Re: earmark on hfsplus port

2010-03-22 Thread Ted Roby
On Mon, Mar 22, 2010 at 11:07 AM, Bryan Irvine  wrote:

>
> I'm sure someone else will correct me if I'm wrong.  I believe the
> only reason this is needed on ppc machines is because the openfirmware
> expects an hfs volume to boot from so the bootloader is stored on a
> small hfs partition.  If that's the case this isn't needed on i386
> Macs.
>
> -Bryan
>

Perhaps I misunderstood the purpose of the package.
I am looking to mount hfs+ volumes (non-journaled, case-sensitive).
This is beneficial to any hybrid or transitional Macintosh.

In a hybrid system, I want the master OS (OpenBSD) to recognize
all partitions.



Re: earmark on hfsplus port

2010-03-22 Thread Bryan Irvine
On Mon, Mar 22, 2010 at 9:59 AM, Ted Roby  wrote:
> I've noticed this environment variable in misc/hfsplus
>
>
> # this only makes sense on macintosh (powerpc) systems.
> ONLY_FOR_ARCHS= powerpc
>
>
> It used to only make sense on powerpc systems, but Macintosh
> hardware now uses i386 architecture.
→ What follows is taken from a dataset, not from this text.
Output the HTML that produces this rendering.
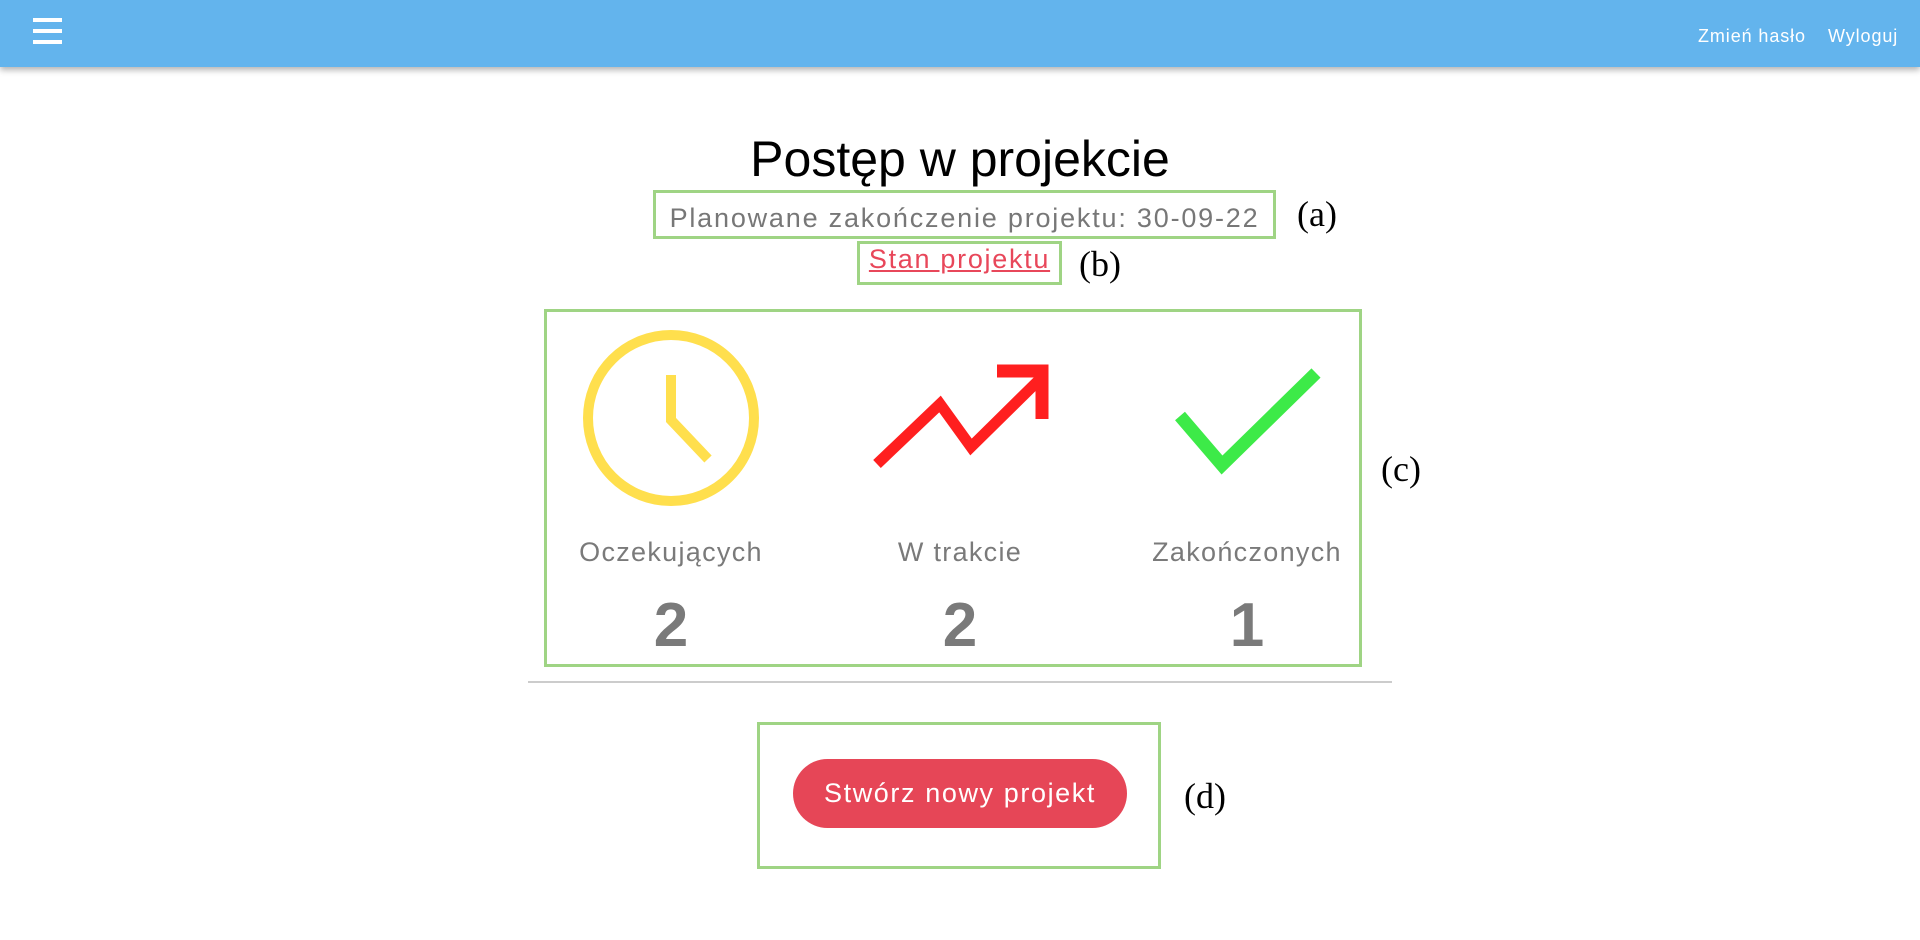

Of course, changing this
> variable is not enough to cause a successful build.
>
> Has someone else setup a common way to get misc/hfsplus
> on i386, and I missed the answer on google?
>
> Is there a reason this would be a bad idea?
>
> If I "port" this port to i386 would it be warmly accepted?

I'm sure someone else will correct me if I'm wrong.  I believe the
only reason this is needed on ppc machines is because the openfirmware
expects an hfs volume to boot from so the bootloader is stored on a
small hfs partition.  If that's the case this isn't needed on i386
Macs.

-Bryan



earmark on hfsplus port

2010-03-22 Thread Ted Roby
I've noticed this environment variable in misc/hfsplus


# this only makes sense on macintosh (powerpc) systems.
ONLY_FOR_ARCHS= powerpc


It used to only make sense on powerpc systems, but Macintosh
hardware now uses i386 architecture. Of course, changing this
variable is not enough to cause a successful build.

Has someone else setup a common way to get misc/hfsplus
on i386, and I missed the answer on google?

Is there a reason this would be a bad idea?

If I "port" this port to i386 would it be warmly accepted?